Direktur Industri, Pariwisata, dan Ekonomi Kreatif Badan Perencanaan Pembangunan Nasional (Bappenas) Wahyu Wijayanto menambahkan, setidaknya ada lima tren pariwisata di 2024 yang bakal banyak diminati wisatawan. Pertama, tren culture immersion yang menekankan kegiatan liburan yang berbeda dengan tempat tinggal wisatawan. Kedua adalah wellness tourism dengan destinasi yang kental menawarkan budaya lokal dan alam untuk memperdalam perjalanan spiritual.
”Ketiga work from destination menyasar para pekerja dengan fleksibilitas tinggi agar dapat bekerja dari lokasi wisata, antara lain dilakukan pekerja industri kreatif. Keempat dan kelima adalah off grid travel yang menekankan kesejahteraan wisatawan tanpa memikirkan pekerjaannya dan sport tourism yang mulai populer tahun ini dan diprediksi berlanjut pada tahun depan,” ujar Wahyu.
Tantangan global
Menurut Direktur Eksekutif Institute for Development of Economics and Finance (Indef) Tauhid Ahmad, sektor pariwisata menghadapi tantangan pada 2024 diakibatkan faktor global. Perlambatan ekonomi di sejumlah negara, antara lain Jepang, Korea Selatan, dan China, akan menahan warga di negara tersebut untuk bepergian atau berlibur.
”Ada kecenderungan kemungkinan penurunan wisatawan mancanegara masuk ke Indonesia dari negara-negara tersebut karena kondisi perekonomian yang membuat dompet mereka sedikit tertahan (membatasi pengeluaran),” katanya.
Terkait tren wisata di 2024, Co-Founder dan Chief Marketing Officer Tiket.com Gaery Undarsa mengatakan, pariwisata berkelanjutan belum lazim diterapkan di Indonesia. Namun, mitra-mitranya telah berusaha mengadopsi konsep ini dalam tiap lini bisnisnya.
Pada masa mendatang, rencana-rencana yang mengedepankan konsep berkelanjutan akan lebih diutamakan.

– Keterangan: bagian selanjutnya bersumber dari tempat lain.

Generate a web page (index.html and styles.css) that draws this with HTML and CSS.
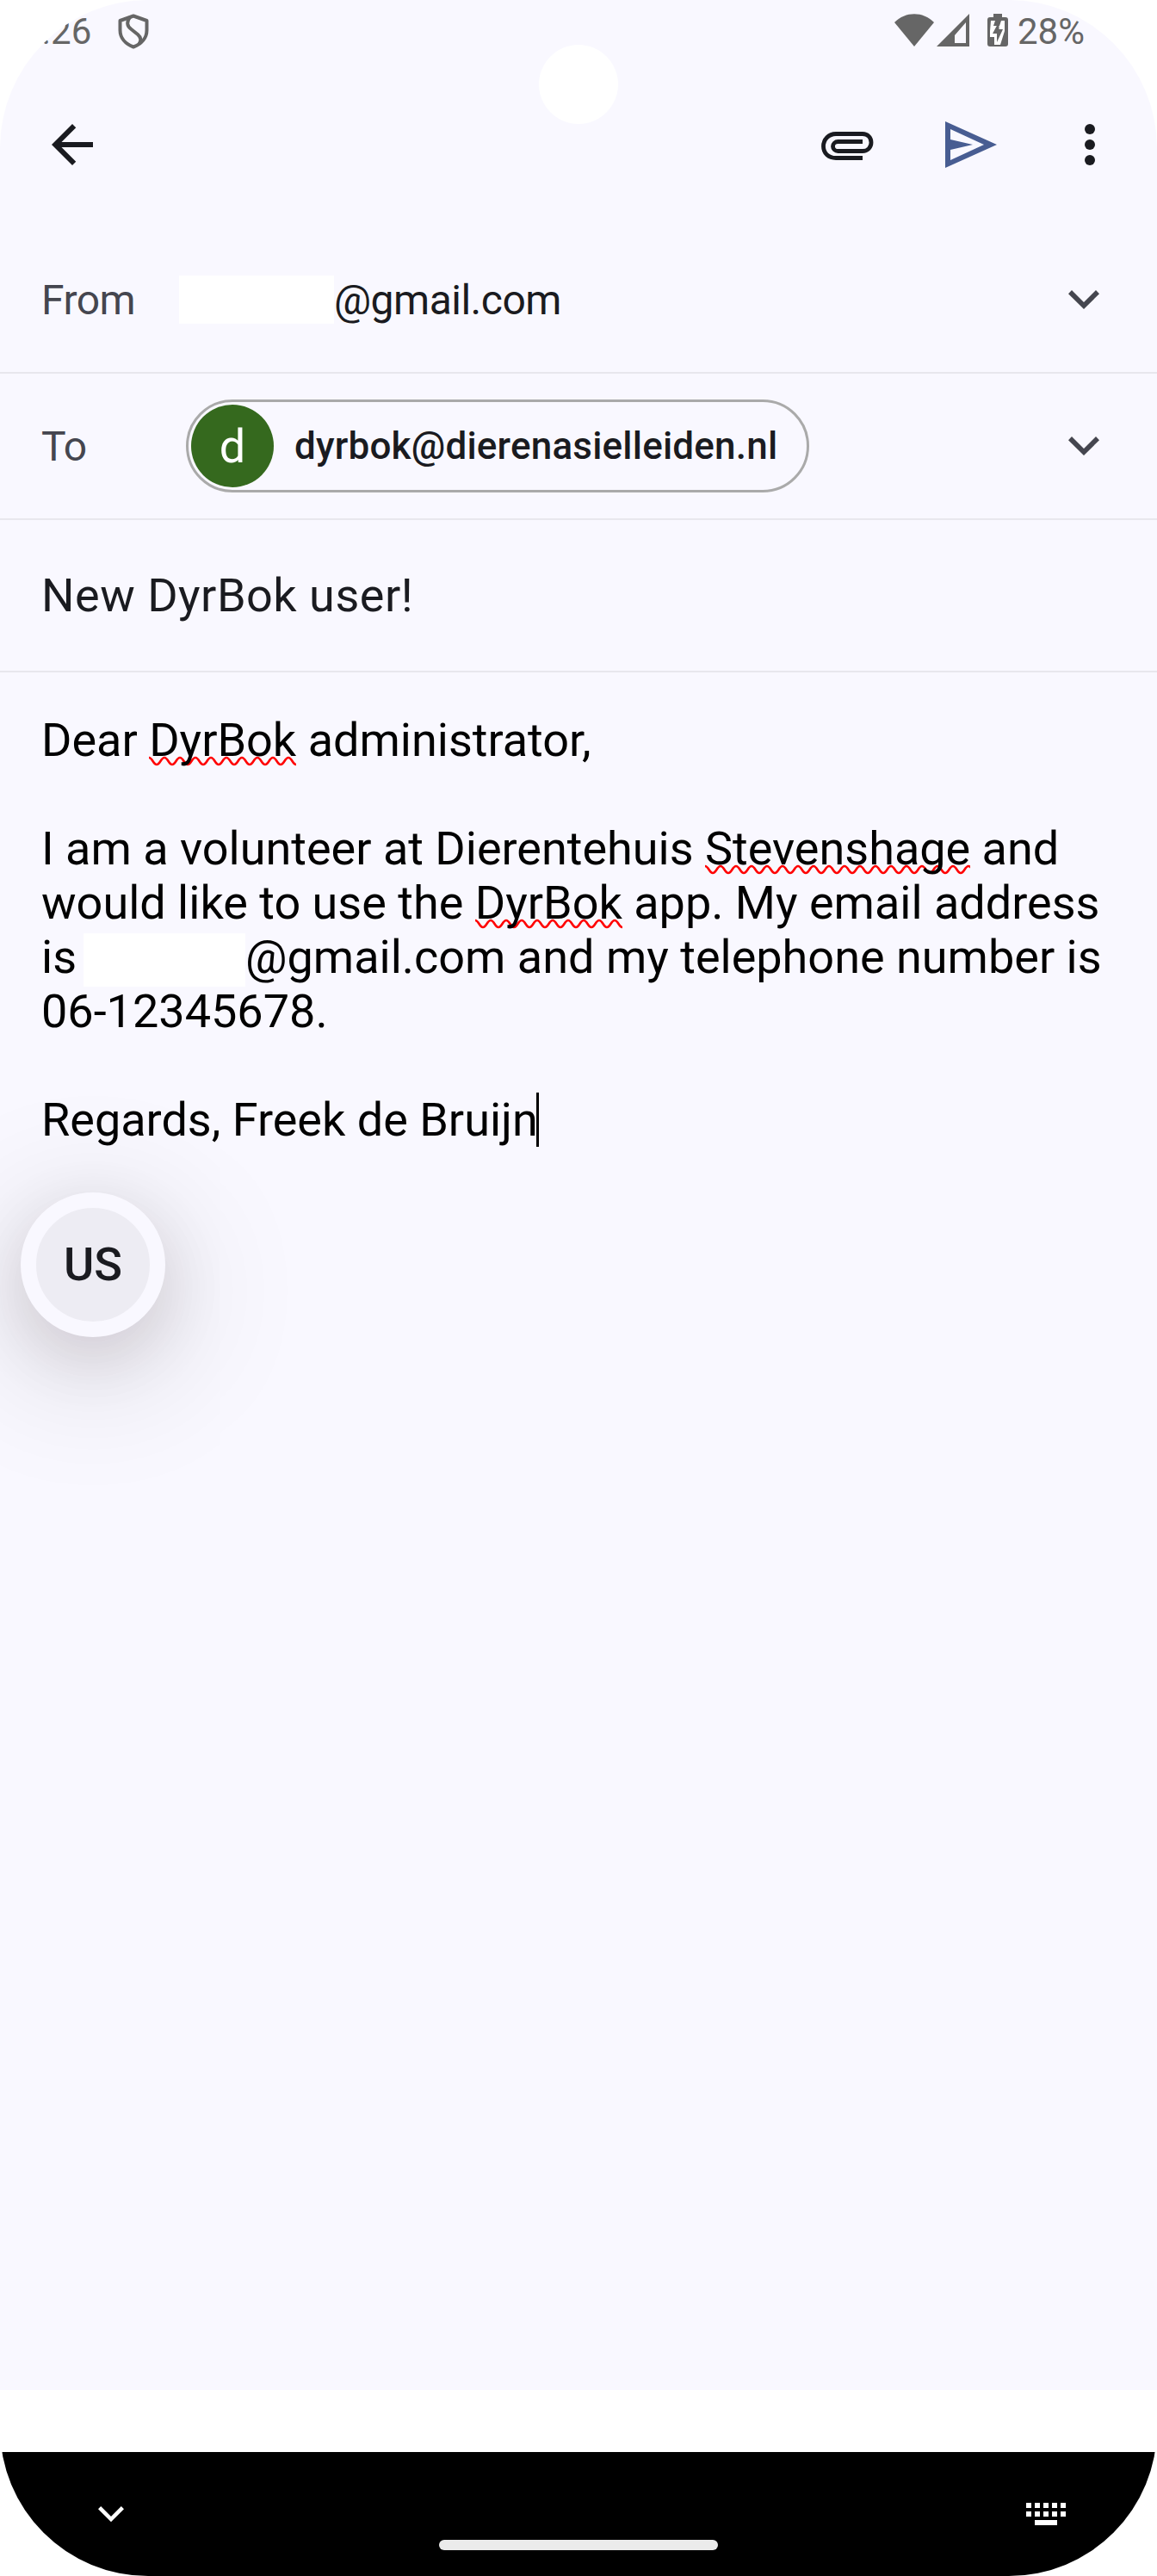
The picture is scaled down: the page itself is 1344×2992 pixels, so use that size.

Beragam desa pariwisata yang ada, termasuk para pebisnis dan pelaku usaha mikro, kecil, dan menengah (UMKM), sebenarnya sudah mengadaptasi sistem berkelanjutan secara bertahap.

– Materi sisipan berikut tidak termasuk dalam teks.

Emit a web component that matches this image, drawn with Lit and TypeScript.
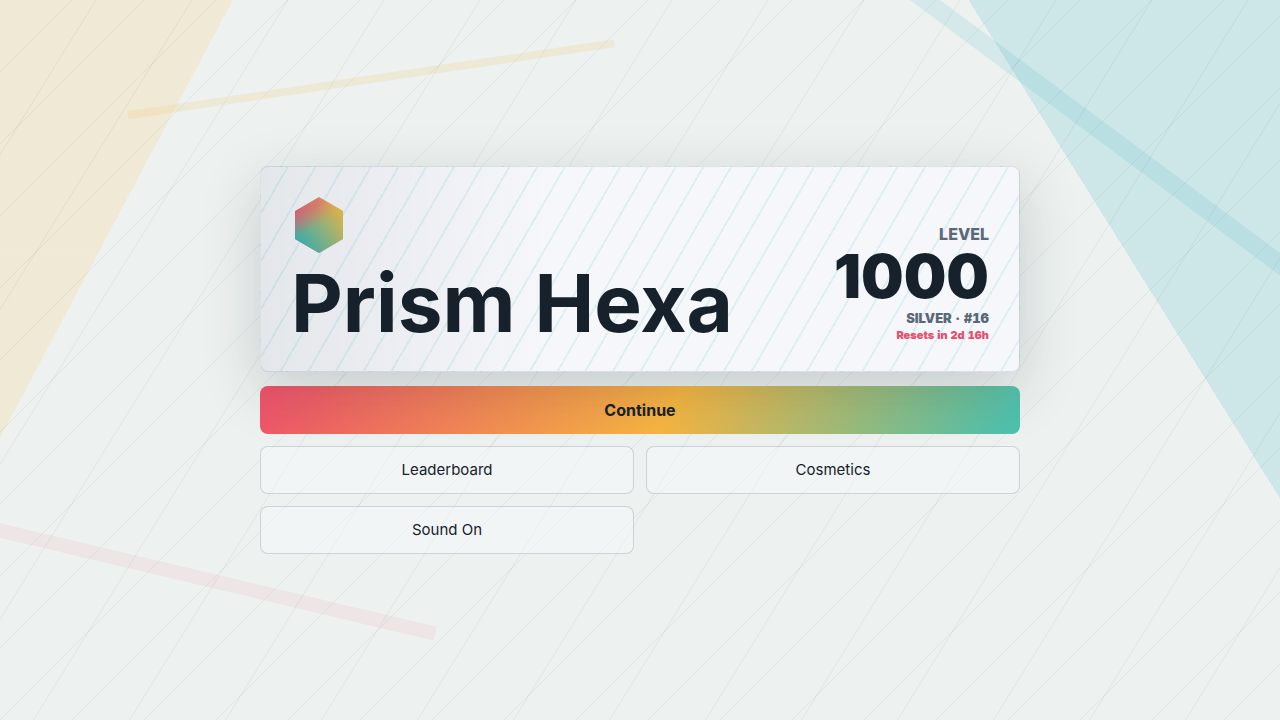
import { LitElement, html, svg, css } from "lit";
import { customElement, state } from "lit/decorators.js";

const REACH = 4000;
const STEEP_STEP = 96;
const DIAGONAL_STEP = 72;

@customElement("prism-backdrop")
class PrismBackdrop extends LitElement {
  static styles = css`
    :host {
      display: block;
      background:
        linear-gradient(118deg, rgba(255, 183, 51, 0.14) 0 14%, transparent 14%),
        linear-gradient(238deg, rgba(24, 168, 188, 0.15) 0 18%, transparent 18%),
        #edf2f0;
    }
    .art {
      display: block;
      width: 100%;
      height: 100%;
    }
    .grid {
      stroke: rgba(23, 33, 43, 0.06);
      stroke-width: 1;
    }
    .gold {
      stroke: rgba(245, 182, 66, 0.14);
      stroke-width: 8;
    }
    .rose {
      stroke: rgba(239, 71, 111, 0.08);
      stroke-width: 14;
    }
    .teal {
      stroke: rgba(24, 168, 188, 0.11);
      stroke-width: 18;
    }
  `;

  render() {
    const steep = Array.from({ length: 50 }, (_, i) => i * STEEP_STEP);
    const diagonal = Array.from({ length: 70 }, (_, i) => i * DIAGONAL_STEP);
    return html`
      <svg class="art" aria-hidden="true">
        <g class="grid">
          ${steep.map((x) => svg`<line x1=${x} y1="0" x2=${x - REACH * 0.62} y2=${REACH} />`)}
          ${diagonal.map((x) => svg`<line x1=${x} y1="0" x2=${x - REACH} y2=${REACH} />`)}
        </g>
        <line class="teal" x1="70%" y1="-3%" x2="104%" y2="42%" />
        <line class="rose" x1="-4%" y1="72%" x2="34%" y2="88%" />
        <line class="gold" x1="10%" y1="16%" x2="48%" y2="6%" />
      </svg>
    `;
  }
}

@customElement("app-root")
class AppRoot extends LitElement {
  static styles = css`
    :host {
      --ink: #17212b;
      --muted: #5a6877;
      display: grid;
      position: relative;
      min-height: 100vh;
      place-items: center;
      overflow: hidden;
      color: var(--ink);
      font-family: Inter, "Liberation Sans", sans-serif;
    }
    * {
      box-sizing: border-box;
    }
    .backdrop {
      position: absolute;
      inset: 0;
    }
    .menu {
      position: relative;
      display: grid;
      gap: 14px;
      width: min(760px, 100% - 32px);
    }
    .hero {
      position: relative;
      z-index: 1;
      display: flex;
      align-items: flex-end;
      justify-content: space-between;
      gap: 24px;
      padding: 28px 30px;
      border: 1px solid rgba(23, 33, 43, 0.1);
      border-radius: 8px;
      background:
        linear-gradient(90deg, rgba(23, 33, 43, 0.08), rgba(23, 33, 43, 0) 38%),
        repeating-linear-gradient(120deg, transparent 0 22px, rgba(24, 168, 188, 0.1) 22px 24px),
        #f5f7fb;
      box-shadow: 0 18px 60px rgba(23, 33, 43, 0.18);
    }
    .brand {
      display: grid;
      gap: 10px;
    }
    .logo {
      display: block;
      width: 56px;
      height: 58px;
    }
    .title {
      margin: 0;
      font-size: 80px;
      font-weight: 700;
      line-height: 80px;
    }
    .rank {
      display: grid;
      justify-items: end;
      text-align: right;
    }
    .label {
      color: var(--muted);
      font-size: 16px;
      font-weight: 800;
      line-height: 18px;
    }
    .score {
      font-size: 60px;
      font-weight: 900;
      line-height: 66px;
    }
    .tier {
      color: var(--muted);
      font-size: 13px;
      font-weight: 900;
      line-height: 18px;
    }
    .reset {
      color: #e94f6b;
      font-size: 11px;
      font-weight: 900;
      line-height: 16px;
    }
    .tier,
    .reset {
      font-variant-numeric: tabular-nums;
    }
    .actions {
      display: grid;
      grid-template-columns: 1fr 1fr;
      gap: 12px;
    }
    .button {
      min-height: 48px;
      padding: 0 16px;
      border: 1px solid rgba(23, 33, 43, 0.16);
      border-radius: 8px;
      background: rgba(245, 248, 252, 0.5);
      color: inherit;
      font-family: inherit;
      font-size: 15px;
      line-height: 20px;
      cursor: pointer;
    }
    .primary {
      grid-column: 1 / -1;
      border: 0;
      background: linear-gradient(120deg, #ee526c, #f7b642 54%, #48c2b2);
      font-size: 16px;
      font-weight: 700;
    }
  `;

  @state() private sound = true;

  render() {
    return html`
      <prism-backdrop class="backdrop"></prism-backdrop>
      <main class="menu">
        <section class="hero">
          <div class="brand">
            <svg class="logo" viewBox="0 -2 56 58" aria-hidden="true">
              <defs>
                <linearGradient id="warm" gradientUnits="userSpaceOnUse" x1="4" y1="0" x2="52" y2="0">
                  <stop offset="0" stop-color="#c86676" />
                  <stop offset="0.5" stop-color="#d4806a" />
                  <stop offset="1" stop-color="#dcb648" />
                </linearGradient>
                <linearGradient id="cool" gradientUnits="userSpaceOnUse" x1="8" y1="46" x2="48" y2="18">
                  <stop offset="0" stop-color="#3cabaa" />
                  <stop offset="0.5" stop-color="#82b082" />
                  <stop offset="1" stop-color="#d0b352" />
                </linearGradient>
                <linearGradient id="fade" gradientUnits="userSpaceOnUse" x1="18" y1="12" x2="27" y2="30">
                  <stop offset="0" stop-color="#000" />
                  <stop offset="1" stop-color="#fff" />
                </linearGradient>
                <mask id="lower" maskUnits="userSpaceOnUse" x="0" y="0" width="56" height="58">
                  <rect width="56" height="58" fill="url(#fade)" />
                </mask>
              </defs>
              <path fill="url(#warm)" d="M28 0 52 14V42L28 56 4 42V14Z" />
              <path fill="url(#cool)" mask="url(#lower)" d="M28 0 52 14V42L28 56 4 42V14Z" />
            </svg>
            <h1 class="title">Prism Hexa</h1>
          </div>
          <div class="rank">
            <span class="label">LEVEL</span>
            <strong class="score">1000</strong>
            <span class="tier">SILVER · #16</span>
            <span class="reset">Resets in 2d 16h</span>
          </div>
        </section>
        <nav class="actions" aria-label="Main menu">
          <button class="button primary" type="button">Continue</button>
          <button class="button" type="button">Leaderboard</button>
          <button class="button" type="button">Cosmetics</button>
          <button class="button" type="button" @click=${() => (this.sound = !this.sound)}>
            ${this.sound ? "Sound On" : "Sound Off"}
          </button>
        </nav>
      </main>
    `;
  }
}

”Kami dorong mitra-mitra untuk lebih menjalankan sustainable operation dengan memberikan exposure lebih di platform kami,” ujar Gaery.

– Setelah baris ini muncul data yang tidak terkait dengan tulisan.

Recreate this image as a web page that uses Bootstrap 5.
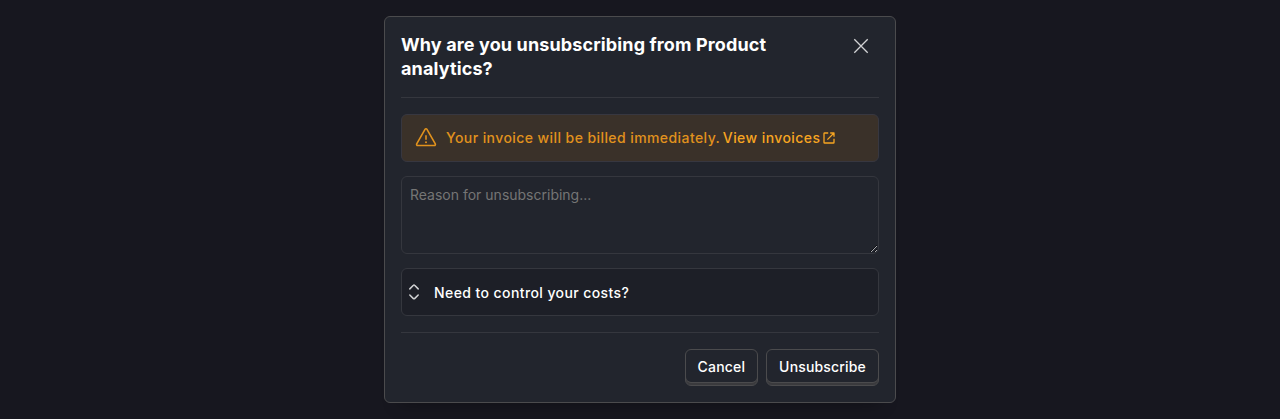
<!DOCTYPE html>
<html lang="en" data-bs-theme="dark">
<head>
<meta charset="utf-8">
<meta name="viewport" content="width=device-width, initial-scale=1">
<title>Unsubscribe</title>
<link href="https://cdn.jsdelivr.net/npm/bootstrap@5.3.0/dist/css/bootstrap.min.css" rel="stylesheet">
<style>
body { background: #17171f; color: #fff; font-family: Inter, sans-serif; font-size: 14px; line-height: 20px; min-height: 100vh; overflow: hidden; }
.dialog-panel { width: 512px; background: #22252d; border: 1px solid #4b4b4d; border-radius: 6px; box-shadow: 0 16px 16px -16px rgba(0,0,0,.35); }
.dialog-title { font-size: 18px; line-height: 24px; font-weight: 700; letter-spacing: .13px; width: 415px; }
.rule-b { border-bottom: 1px solid #35373e; }
.rule-t { border-top: 1px solid #35373e; }
.close-btn { width: 20px; height: 20px; margin: 3px 8px 0 0; color: #d2d3d5; line-height: 0; }
.dialog-body { padding: 16px 0; gap: 14px; }
.notice { height: 48px; padding: 0 12px; background: #3a3129; border: 1px solid #373740; border-radius: 6px; color: #e1921d; font-weight: 500; letter-spacing: .42px; }
.notice a { color: #f7a521; gap: 2.6px; margin-left: 2.6px; }
.reason { display: block; height: 78px; padding: 8px; background: #22252d; border: 1px solid #35373e; border-radius: 6px; font-size: 14px; line-height: 20px; color: #fff; resize: vertical; }
.reason::placeholder { color: #757575; opacity: 1; }
.costs { height: 48px; padding: 0 4px; gap: 12px; background: #1d1f27; border: 1px solid #35373e; border-radius: 6px; font-weight: 500; color: #fff; letter-spacing: .41px; }
.costs span { padding-top: 2px; }
.key-btn { height: 37px; padding: 0 12px 2px; border: 1px solid #4b4b4d; border-radius: 6px; background: #22252d; box-shadow: inset 0 -2px #3a3a3d, inset 0 -3px #4b4b4d; font-size: 14px; line-height: 20px; font-weight: 500; letter-spacing: .17px; color: #fff; }
</style>
</head>
<body>
<main class="dialog-panel mx-auto mt-3 px-3">
  <header class="d-flex justify-content-between align-items-start pt-3 pb-3 rule-b">
    <h1 class="dialog-title m-0">Why are you unsubscribing from Product analytics?</h1>
    <button type="button" class="close-btn btn p-0 border-0" aria-label="Close">
      <svg width="20" height="20" viewBox="0 0 20 20" fill="none" stroke="currentColor" stroke-width="1.3"><path d="M3.3 3.3l13.4 13.4M16.7 3.3L3.3 16.7"/></svg>
    </button>
  </header>
  <section class="dialog-body d-flex flex-column">
    <div class="notice d-flex align-items-center">
      <svg class="flex-shrink-0 me-2" width="24" height="24" viewBox="0 0 24 24" fill="none" stroke="currentColor" stroke-width="1.6" stroke-linejoin="round"><path d="M11 3.3a1.15 1.15 0 0 1 2 0l8.3 14.6a1.1 1.1 0 0 1-.97 1.6H3.67a1.1 1.1 0 0 1-.97-1.6z"/><path d="M12 9.2v4.5"/><circle cx="12" cy="16.2" r="1" fill="currentColor" stroke="none"/></svg>
      <span>Your invoice will be billed immediately.</span>
      <a href="#" class="text-decoration-none d-inline-flex align-items-center"><span>View invoices</span><svg width="12" height="12" viewBox="0 0 12 12" fill="none" stroke="currentColor" stroke-width="1.3" stroke-linejoin="round"><path d="M5.2 1H1.6a.6.6 0 0 0-.6.6v8.8c0 .3.3.6.6.6h8.8c.3 0 .6-.3.6-.6V6.8M7.2 1H11v3.8M11 1L4.4 7.6"/></svg></a>
    </div>
    <textarea class="reason w-100" placeholder="Reason for unsubscribing..."></textarea>
    <button type="button" class="costs d-flex align-items-center w-100 text-start">
      <svg width="16" height="20" viewBox="0 0 16 20" fill="none" stroke="#d2d3d5" stroke-width="1.5" stroke-linecap="round" stroke-linejoin="round"><path d="M3.8 6.9L7.4 3.3a.8.8 0 0 1 1.2 0l3.6 3.6M3.8 13L7.4 16.6a.8.8 0 0 0 1.2 0l3.6-3.6"/></svg>
      <span>Need to control your costs?</span>
    </button>
  </section>
  <footer class="rule-t d-flex justify-content-end gap-2 py-3">
    <button type="button" class="key-btn">Cancel</button>
    <button type="button" class="key-btn">Unsubscribe</button>
  </footer>
</main>
<script src="https://cdn.jsdelivr.net/npm/bootstrap@5.3.0/dist/js/bootstrap.bundle.min.js"></script>
</body>
</html>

Sementara itu, peneliti pada Badan Riset dan Inovasi Nasional (BRIN), Addin Maulana, menilai, pemerintah perlu membentuk tata kelola dan menciptakan satuan ukur konsep pariwisata berkelanjutan ini. Hal ini akan memudahkan para pelaku wisata untuk menjaga keseimbangan dari sisi lingkungan, sosial, dan ekonominya.
Kolaborasi dengan platform industri jasa pariwisata, misalnya, dapat berbagi data untuk memetakan lokasi-lokasi mana saja yang berpotensi terjadi penumpukan wisatawan. Hal ini dapat mencegah fenomena pariwisata berlebih (overtourism). Antisipasi-antisipasi dapat dilakukan sejak dini sebab didukung data untuk memproyeksikan peristiwa ke depan. Kolaborasi-kolaborasi sederhana ini bisa berdampak besar.
”Kalau data ini sudah disampaikan jauh-jauh hari kepada pemerintah sebagai bentuk input untuk kebijakan momen penting, serta manajemen pengunjung terkait area berpotensi overtourism, pemerintah pusat bisa kerja sama dengan pemerintah daerah untuk menangani risiko kerumunan,” kata Addin.
Ia melanjutkan, pariwisata berkualitas dapat menjadi acuan pada 2024. Pemerintah tak perlu mengkhawatirkan jumlah pergerakan wisatawan, tetapi mendorong mereka untuk memilih paket yang lebih signifikan bagi perekonomian. Alhasil, dampaknya akan lebih besar karena mereka jadi target pasar utama untuk menggerakkan roda perekonomian Indonesia.